***** Material provided *****
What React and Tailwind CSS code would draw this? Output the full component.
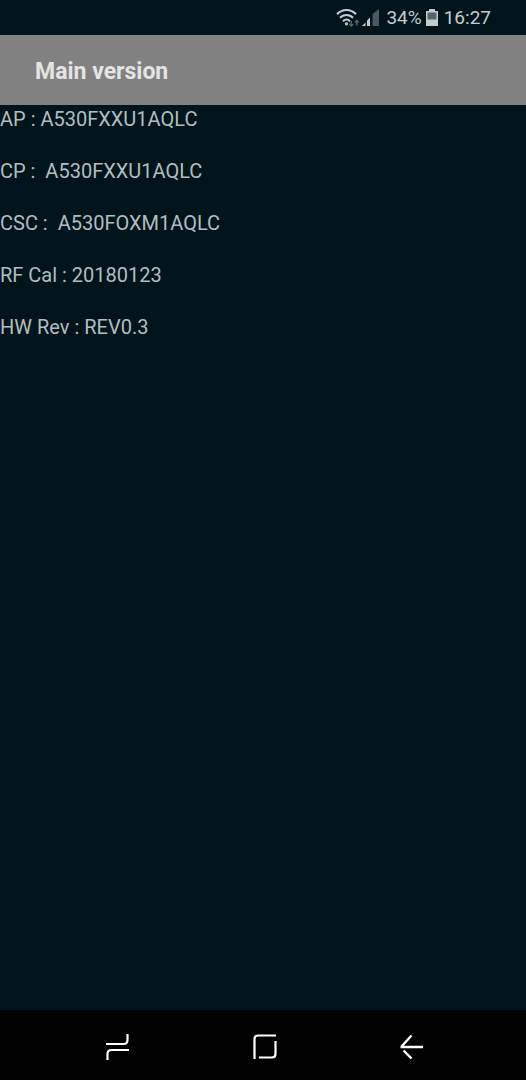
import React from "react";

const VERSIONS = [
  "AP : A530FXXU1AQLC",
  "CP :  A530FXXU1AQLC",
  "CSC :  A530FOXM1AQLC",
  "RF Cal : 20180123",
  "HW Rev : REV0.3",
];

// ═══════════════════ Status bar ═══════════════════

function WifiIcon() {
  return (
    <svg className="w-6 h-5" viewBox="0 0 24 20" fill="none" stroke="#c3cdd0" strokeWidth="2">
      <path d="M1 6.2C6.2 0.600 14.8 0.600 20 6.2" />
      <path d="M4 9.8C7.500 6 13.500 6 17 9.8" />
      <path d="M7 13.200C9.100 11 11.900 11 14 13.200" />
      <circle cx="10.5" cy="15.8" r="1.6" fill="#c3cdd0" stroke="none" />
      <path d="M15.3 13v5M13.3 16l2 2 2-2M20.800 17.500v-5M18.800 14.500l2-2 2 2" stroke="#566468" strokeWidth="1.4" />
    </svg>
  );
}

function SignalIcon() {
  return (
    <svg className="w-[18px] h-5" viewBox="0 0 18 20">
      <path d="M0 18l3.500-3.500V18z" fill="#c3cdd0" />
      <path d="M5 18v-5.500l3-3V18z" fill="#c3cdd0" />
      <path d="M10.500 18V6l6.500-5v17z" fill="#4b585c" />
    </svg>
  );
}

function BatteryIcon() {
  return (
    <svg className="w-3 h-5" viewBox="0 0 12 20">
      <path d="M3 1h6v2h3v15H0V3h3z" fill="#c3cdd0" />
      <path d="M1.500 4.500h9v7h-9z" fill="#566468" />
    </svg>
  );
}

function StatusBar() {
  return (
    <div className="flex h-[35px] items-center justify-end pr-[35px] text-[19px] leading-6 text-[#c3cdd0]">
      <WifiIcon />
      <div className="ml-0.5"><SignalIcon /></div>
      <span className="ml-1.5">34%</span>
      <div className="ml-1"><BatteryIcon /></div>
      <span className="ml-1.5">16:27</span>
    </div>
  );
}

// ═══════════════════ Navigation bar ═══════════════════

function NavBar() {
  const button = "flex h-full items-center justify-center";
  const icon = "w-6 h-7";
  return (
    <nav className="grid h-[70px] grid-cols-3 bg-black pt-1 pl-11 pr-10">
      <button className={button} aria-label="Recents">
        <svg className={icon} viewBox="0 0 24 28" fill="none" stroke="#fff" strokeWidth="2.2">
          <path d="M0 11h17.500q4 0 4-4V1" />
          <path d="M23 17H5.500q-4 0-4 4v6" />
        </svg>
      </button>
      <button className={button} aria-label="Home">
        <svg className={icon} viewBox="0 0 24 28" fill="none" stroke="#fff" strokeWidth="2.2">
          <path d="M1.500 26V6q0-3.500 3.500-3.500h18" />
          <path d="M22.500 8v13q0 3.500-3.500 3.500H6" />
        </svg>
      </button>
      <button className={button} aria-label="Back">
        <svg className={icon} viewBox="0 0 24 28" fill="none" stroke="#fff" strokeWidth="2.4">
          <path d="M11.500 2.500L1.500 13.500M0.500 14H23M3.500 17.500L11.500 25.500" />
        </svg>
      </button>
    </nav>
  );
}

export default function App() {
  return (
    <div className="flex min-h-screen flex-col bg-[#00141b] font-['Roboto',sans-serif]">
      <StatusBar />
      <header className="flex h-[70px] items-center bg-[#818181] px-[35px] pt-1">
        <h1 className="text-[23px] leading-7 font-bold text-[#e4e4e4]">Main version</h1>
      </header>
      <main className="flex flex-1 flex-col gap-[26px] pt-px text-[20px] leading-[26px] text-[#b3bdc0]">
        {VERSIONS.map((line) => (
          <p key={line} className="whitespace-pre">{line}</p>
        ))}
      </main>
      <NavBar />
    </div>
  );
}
*****
• Written request:
Gather each line of the listing that holds the string "full".

• Expected answer:
What React and Tailwind CSS code would draw this? Output the full component.
  const button = "flex h-full items-center justify-center";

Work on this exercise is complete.